A review of THE COMING PLAGUE: NEWLY EMERGING DISEASES IN A WORLD OUT OF BALANCE by Laurie Garrett, published in 1994. CHAPTER 14: THIRDWORLDIZATION
No Peace Dividend appeared
With the fall of the Berlin Wall politicians all over the world spoke of a Peace Dividend. The world had surplus cash and long-neglected social programs could be subsidized. But no Peace Dividend appeared. Overnight the former Cold War multitrillion-dollar spending became a latter-day Marshall Plan for reconstruction of the ex-communist world. Ten billion dollars shifted from coffers in Bonn to national bank vaults in Moscow in a single day. And that was just one of many West-to-East transfers. By 1991 the Soviet Union no longer existed. AIDS was overshadowed by history and the microbe spread, unfettered by any serious efforts on the part of human beings to limit its modes of transmission. In March 1993 special counsel to President Boris Yeltsin, Dr. A. V. Yablokov, addressed the grave state of the Russian people’s health in a speech before the nation’s Security Council. The primary cause of Russia’s massive excess death burden was suicide, which rose by 20% between 1991 and 1992. In 1976 the numbers of diphtheria cases in the U.S.S.R. approached zero. But in 1990 it reemerged. When the Iron Curtain was lifted, it revealed the Third World status of the old communist regimes, and conditions only worsened amid infrastructural chaos, with countless opportunities for the further emergence of not only HIV but all manner of microbes.
The wealthy nations of North America and Western Europe
The process was occurring during the 1980s and the early 1990s inside the wealthy nations of North America and Western Europe as well.

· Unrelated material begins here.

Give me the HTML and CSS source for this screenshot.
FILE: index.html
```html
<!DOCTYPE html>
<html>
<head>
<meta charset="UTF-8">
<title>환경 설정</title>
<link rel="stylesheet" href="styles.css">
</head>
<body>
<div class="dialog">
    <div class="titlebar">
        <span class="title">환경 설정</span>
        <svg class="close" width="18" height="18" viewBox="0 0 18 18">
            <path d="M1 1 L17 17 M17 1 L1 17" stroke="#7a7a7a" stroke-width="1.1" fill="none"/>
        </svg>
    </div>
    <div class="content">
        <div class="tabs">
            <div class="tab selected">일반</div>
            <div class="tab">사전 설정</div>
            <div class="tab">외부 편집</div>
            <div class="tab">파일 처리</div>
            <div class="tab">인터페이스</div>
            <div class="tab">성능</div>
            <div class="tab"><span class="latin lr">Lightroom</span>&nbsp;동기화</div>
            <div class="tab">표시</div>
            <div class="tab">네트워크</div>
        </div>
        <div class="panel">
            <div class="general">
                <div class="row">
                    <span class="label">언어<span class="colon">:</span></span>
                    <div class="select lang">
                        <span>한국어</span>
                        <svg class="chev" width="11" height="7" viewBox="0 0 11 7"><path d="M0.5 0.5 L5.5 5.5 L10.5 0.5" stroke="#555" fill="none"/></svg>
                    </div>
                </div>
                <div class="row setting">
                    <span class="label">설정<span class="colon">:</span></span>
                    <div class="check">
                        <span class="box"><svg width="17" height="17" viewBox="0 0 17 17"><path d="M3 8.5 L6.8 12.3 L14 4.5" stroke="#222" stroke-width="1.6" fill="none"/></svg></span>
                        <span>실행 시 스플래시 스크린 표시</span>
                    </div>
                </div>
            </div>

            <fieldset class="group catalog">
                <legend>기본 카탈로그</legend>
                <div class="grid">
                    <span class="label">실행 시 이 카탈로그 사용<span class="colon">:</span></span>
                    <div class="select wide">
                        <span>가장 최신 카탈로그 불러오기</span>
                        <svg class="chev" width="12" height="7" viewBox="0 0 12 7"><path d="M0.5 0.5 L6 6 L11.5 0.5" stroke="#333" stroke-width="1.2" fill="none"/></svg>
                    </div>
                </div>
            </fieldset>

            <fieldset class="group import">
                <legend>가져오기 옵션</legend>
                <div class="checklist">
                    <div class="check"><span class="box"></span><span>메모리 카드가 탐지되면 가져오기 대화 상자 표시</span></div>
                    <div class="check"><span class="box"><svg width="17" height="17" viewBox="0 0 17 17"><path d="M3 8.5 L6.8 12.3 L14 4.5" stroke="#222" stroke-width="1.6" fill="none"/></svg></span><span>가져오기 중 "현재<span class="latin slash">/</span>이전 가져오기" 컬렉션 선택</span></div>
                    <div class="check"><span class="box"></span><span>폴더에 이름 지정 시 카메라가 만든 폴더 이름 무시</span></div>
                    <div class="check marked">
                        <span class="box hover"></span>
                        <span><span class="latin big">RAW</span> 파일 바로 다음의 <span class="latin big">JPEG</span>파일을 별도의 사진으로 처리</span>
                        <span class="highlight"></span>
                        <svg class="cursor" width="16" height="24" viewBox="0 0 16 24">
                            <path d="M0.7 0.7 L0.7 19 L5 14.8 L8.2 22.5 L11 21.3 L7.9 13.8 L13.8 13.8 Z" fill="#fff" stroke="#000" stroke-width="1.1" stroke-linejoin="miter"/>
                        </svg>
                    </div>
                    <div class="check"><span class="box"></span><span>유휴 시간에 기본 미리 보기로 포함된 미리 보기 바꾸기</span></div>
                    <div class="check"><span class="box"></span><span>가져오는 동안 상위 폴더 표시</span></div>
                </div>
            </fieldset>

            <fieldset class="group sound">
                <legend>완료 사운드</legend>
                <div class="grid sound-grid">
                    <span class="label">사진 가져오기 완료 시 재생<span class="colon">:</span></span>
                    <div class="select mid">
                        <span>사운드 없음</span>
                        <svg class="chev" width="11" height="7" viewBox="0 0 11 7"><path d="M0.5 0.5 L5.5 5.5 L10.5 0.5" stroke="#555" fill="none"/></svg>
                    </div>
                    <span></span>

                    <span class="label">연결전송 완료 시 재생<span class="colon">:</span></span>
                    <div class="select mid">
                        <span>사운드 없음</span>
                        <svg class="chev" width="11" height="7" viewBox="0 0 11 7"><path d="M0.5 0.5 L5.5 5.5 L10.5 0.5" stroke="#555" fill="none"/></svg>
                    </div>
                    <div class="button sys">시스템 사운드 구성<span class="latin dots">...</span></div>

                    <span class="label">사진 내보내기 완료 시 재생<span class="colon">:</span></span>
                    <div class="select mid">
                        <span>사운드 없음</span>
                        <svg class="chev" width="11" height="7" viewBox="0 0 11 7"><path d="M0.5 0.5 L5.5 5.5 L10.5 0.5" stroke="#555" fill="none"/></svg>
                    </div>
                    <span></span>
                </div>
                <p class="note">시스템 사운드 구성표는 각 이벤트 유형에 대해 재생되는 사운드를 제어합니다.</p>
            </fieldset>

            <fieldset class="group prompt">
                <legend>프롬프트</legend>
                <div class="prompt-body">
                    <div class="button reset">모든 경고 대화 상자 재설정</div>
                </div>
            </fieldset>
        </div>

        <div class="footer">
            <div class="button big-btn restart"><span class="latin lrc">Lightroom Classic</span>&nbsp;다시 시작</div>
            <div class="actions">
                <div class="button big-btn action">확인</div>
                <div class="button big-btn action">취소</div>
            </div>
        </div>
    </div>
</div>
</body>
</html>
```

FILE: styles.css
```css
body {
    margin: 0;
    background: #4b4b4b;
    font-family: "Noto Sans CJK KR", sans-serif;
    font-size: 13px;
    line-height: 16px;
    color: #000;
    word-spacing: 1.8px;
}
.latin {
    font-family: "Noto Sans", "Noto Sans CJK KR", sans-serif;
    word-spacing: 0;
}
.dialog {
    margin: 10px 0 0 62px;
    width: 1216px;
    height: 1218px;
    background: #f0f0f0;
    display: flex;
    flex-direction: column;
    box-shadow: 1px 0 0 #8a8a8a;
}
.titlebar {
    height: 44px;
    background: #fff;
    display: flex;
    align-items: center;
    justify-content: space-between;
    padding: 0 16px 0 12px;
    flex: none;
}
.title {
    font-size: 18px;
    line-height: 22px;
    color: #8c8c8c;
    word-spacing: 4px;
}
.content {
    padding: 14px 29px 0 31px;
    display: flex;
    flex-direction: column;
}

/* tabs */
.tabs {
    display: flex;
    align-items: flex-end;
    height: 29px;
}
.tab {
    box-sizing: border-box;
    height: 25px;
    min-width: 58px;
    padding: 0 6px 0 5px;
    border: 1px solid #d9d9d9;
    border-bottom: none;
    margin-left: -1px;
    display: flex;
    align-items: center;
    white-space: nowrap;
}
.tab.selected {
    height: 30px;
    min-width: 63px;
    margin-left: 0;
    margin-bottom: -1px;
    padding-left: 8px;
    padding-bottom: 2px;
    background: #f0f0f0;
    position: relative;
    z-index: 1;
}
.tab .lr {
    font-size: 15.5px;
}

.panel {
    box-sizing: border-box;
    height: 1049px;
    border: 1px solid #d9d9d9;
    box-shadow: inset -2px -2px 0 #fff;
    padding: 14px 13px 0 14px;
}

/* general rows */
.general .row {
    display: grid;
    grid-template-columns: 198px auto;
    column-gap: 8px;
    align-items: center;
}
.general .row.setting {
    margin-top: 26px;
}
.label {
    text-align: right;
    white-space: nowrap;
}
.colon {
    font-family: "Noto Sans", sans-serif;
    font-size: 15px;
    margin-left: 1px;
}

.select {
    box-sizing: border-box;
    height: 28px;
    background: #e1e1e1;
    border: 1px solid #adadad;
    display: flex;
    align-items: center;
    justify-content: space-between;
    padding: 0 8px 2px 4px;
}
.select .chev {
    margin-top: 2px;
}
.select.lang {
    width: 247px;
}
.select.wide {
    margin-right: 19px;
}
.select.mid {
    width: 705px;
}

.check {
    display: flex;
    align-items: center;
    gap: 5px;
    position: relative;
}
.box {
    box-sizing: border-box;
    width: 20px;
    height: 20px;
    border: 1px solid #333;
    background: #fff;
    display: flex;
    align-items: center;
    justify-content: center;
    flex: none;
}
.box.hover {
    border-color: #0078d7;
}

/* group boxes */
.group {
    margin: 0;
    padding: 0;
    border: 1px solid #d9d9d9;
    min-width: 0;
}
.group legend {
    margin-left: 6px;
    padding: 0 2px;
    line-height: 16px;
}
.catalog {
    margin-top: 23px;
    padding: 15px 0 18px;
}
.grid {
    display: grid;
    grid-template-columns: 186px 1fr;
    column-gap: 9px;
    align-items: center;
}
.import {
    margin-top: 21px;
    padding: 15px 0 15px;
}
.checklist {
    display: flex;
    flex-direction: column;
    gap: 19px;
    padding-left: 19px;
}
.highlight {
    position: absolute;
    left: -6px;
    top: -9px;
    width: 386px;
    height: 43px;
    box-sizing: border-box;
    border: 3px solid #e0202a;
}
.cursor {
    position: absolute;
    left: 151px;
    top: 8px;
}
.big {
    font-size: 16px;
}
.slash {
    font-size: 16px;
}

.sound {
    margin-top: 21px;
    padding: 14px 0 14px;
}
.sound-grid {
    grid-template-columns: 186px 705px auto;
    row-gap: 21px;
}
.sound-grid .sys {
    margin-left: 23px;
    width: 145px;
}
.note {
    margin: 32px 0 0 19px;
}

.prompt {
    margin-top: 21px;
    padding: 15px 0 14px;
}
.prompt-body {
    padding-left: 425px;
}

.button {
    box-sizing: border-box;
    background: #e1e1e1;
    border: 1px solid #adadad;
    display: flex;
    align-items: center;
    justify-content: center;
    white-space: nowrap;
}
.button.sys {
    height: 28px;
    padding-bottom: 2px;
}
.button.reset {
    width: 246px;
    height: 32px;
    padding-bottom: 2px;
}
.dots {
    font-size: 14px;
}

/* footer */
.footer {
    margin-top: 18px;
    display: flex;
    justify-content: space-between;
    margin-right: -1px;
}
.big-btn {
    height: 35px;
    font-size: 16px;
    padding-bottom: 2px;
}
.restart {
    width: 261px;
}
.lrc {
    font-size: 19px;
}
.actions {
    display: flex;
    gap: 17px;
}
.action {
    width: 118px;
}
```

Health economists tallied up the costs of diseases that were preventable through diet, exercise, cessation of tobacco or illicit drug use, elimination of alcoholism, and the like, concluding that personal health decisions were no longer the exclusive purview of individual choice. Smokers cost the rest of society billions of dollars. So did alcoholics. And fat people. Dr. John Knowles, president of the Rockfeller Foundation said: “… one man’s freedom in health is another man’s shackle in taxes and insurance premiums. I believe that a right to health should be replaced by the idea of an individual moral obligation to preserve one’s own health – a public duty if you will.”

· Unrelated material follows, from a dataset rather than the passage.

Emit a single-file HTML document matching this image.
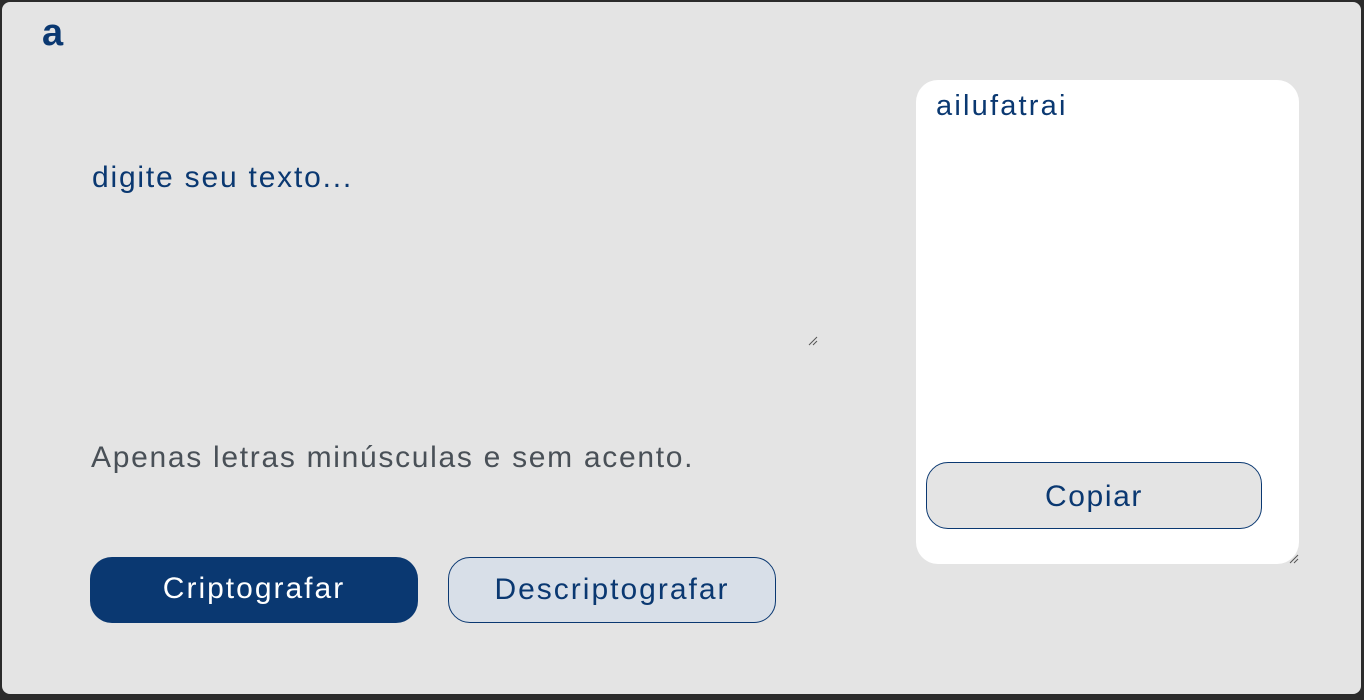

New York City – 30,000 AIDS orphans by the end of 1994
New York City alone would have more than 30,000 AIDS orphans by the end of 1994, Newark over 10,000. Just as AIDS was exhausting the extended-family networks in much of Africa, so it was taxing the social support systems in America’s poorest communities. As the virus found its way into communities of poverty, the burden on urban public hospitals was critical as the United States had no system of national health care. By 1990 an estimated 37 million Americans were without any form of either public or private health insurance. Another 43 million Americans were either chronically uninsured or underinsured. By the end of 1993 more than 25 million Americans were hungry, consuming inadequate amounts of food. Complacent after decades of perceived victories over microbes, positioned as the runt sibling to curative medicine and fiscally pared to the bone by successive rounds of budget cuts in all layers of government, public health in 1990 was a mere shadow of its former self.